__Data provided__:
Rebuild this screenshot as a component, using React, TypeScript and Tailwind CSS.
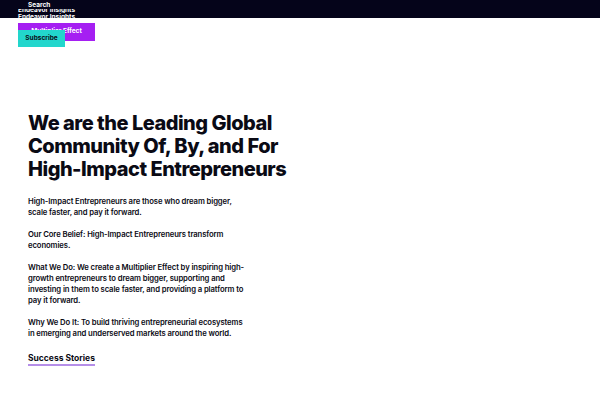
export default function App() {
  return (
    <div className="relative w-[600px] h-[400px] bg-white overflow-hidden font-['Inter',sans-serif] text-[#0a0a14]">
      {/* Broken top bar */}
      <div className="h-[18px] bg-[#05041a] pl-[28px] pt-[1px] overflow-hidden">
        <div className="text-[6.5px] leading-[8px] font-bold text-white">Search</div>
        <div className="text-[6.5px] leading-[4px] font-bold text-white h-[4px] overflow-hidden ml-[-10px]">
          <span className="relative top-[-1px]">Endeavor Insights</span>
        </div>
        <div className="text-[6.5px] leading-[8px] font-bold text-white ml-[-10px]">Endeavor Insights</div>
      </div>

      {/* Overlapping buttons */}
      <div className="relative h-[30px]">
        <div className="absolute left-[18px] top-[5px] w-[77px] h-[18px] bg-[#a51ff2] text-white text-[6.5px] font-bold flex items-center justify-center">
          Multiplier Effect
        </div>
        <div className="absolute left-[18px] top-[12px] w-[47px] h-[17px] bg-[#22d6cc] text-[#0a0a14] text-[6.5px] font-bold flex items-center justify-center pt-[1px]">
          Subscribe
        </div>
      </div>

      <main className="pl-[28px] pt-[64px] w-[320px]">
        <h1 className="text-[20px] leading-[23px] font-extrabold tracking-[-0.5px]">
          We are the Leading Global Community Of, By, and For High-Impact Entrepreneurs
        </h1>

        <div className="mt-[16px] w-[222px] text-[7.7px] leading-[10.8px] font-semibold tracking-[-0.1px] flex flex-col gap-[11.5px]">
          <p>High-Impact Entrepreneurs are those who dream bigger, scale faster, and pay it forward.</p>
          <p>Our Core Belief: High-Impact Entrepreneurs transform economies.</p>
          <p>
            What We Do: We create a Multiplier Effect by inspiring high-growth entrepreneurs to dream bigger,
            supporting and investing in them to scale faster, and providing a platform to pay it forward.
          </p>
          <p>Why We Do It: To build thriving entrepreneurial ecosystems in emerging and underserved markets around the world.</p>
        </div>

        <a className="inline-block mt-[14px] text-[8.5px] leading-[11px] font-bold border-b-[2px] border-[#b58ee8]">
          Success Stories
        </a>
      </main>
    </div>
  );
}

__Set exercise__: All of the data above should be quoted exactly, except for the pictures.

__Reply to the exercise__:
Rebuild this screenshot as a component, using React, TypeScript and Tailwind CSS.
export default function App() {
  return (
    <div className="relative w-[600px] h-[400px] bg-white overflow-hidden font-['Inter',sans-serif] text-[#0a0a14]">
      {/* Broken top bar */}
      <div className="h-[18px] bg-[#05041a] pl-[28px] pt-[1px] overflow-hidden">
        <div className="text-[6.5px] leading-[8px] font-bold text-white">Search</div>
        <div className="text-[6.5px] leading-[4px] font-bold text-white h-[4px] overflow-hidden ml-[-10px]">
          <span className="relative top-[-1px]">Endeavor Insights</span>
        </div>
        <div className="text-[6.5px] leading-[8px] font-bold text-white ml-[-10px]">Endeavor Insights</div>
      </div>

      {/* Overlapping buttons */}
      <div className="relative h-[30px]">
        <div className="absolute left-[18px] top-[5px] w-[77px] h-[18px] bg-[#a51ff2] text-white text-[6.5px] font-bold flex items-center justify-center">
          Multiplier Effect
        </div>
        <div className="absolute left-[18px] top-[12px] w-[47px] h-[17px] bg-[#22d6cc] text-[#0a0a14] text-[6.5px] font-bold flex items-center justify-center pt-[1px]">
          Subscribe
        </div>
      </div>

      <main className="pl-[28px] pt-[64px] w-[320px]">
        <h1 className="text-[20px] leading-[23px] font-extrabold tracking-[-0.5px]">
          We are the Leading Global Community Of, By, and For High-Impact Entrepreneurs
        </h1>

        <div className="mt-[16px] w-[222px] text-[7.7px] leading-[10.8px] font-semibold tracking-[-0.1px] flex flex-col gap-[11.5px]">
          <p>High-Impact Entrepreneurs are those who dream bigger, scale faster, and pay it forward.</p>
          <p>Our Core Belief: High-Impact Entrepreneurs transform economies.</p>
          <p>
            What We Do: We create a Multiplier Effect by inspiring high-growth entrepreneurs to dream bigger,
            supporting and investing in them to scale faster, and providing a platform to pay it forward.
          </p>
          <p>Why We Do It: To build thriving entrepreneurial ecosystems in emerging and underserved markets around the world.</p>
        </div>

        <a className="inline-block mt-[14px] text-[8.5px] leading-[11px] font-bold border-b-[2px] border-[#b58ee8]">
          Success Stories
        </a>
      </main>
    </div>
  );
}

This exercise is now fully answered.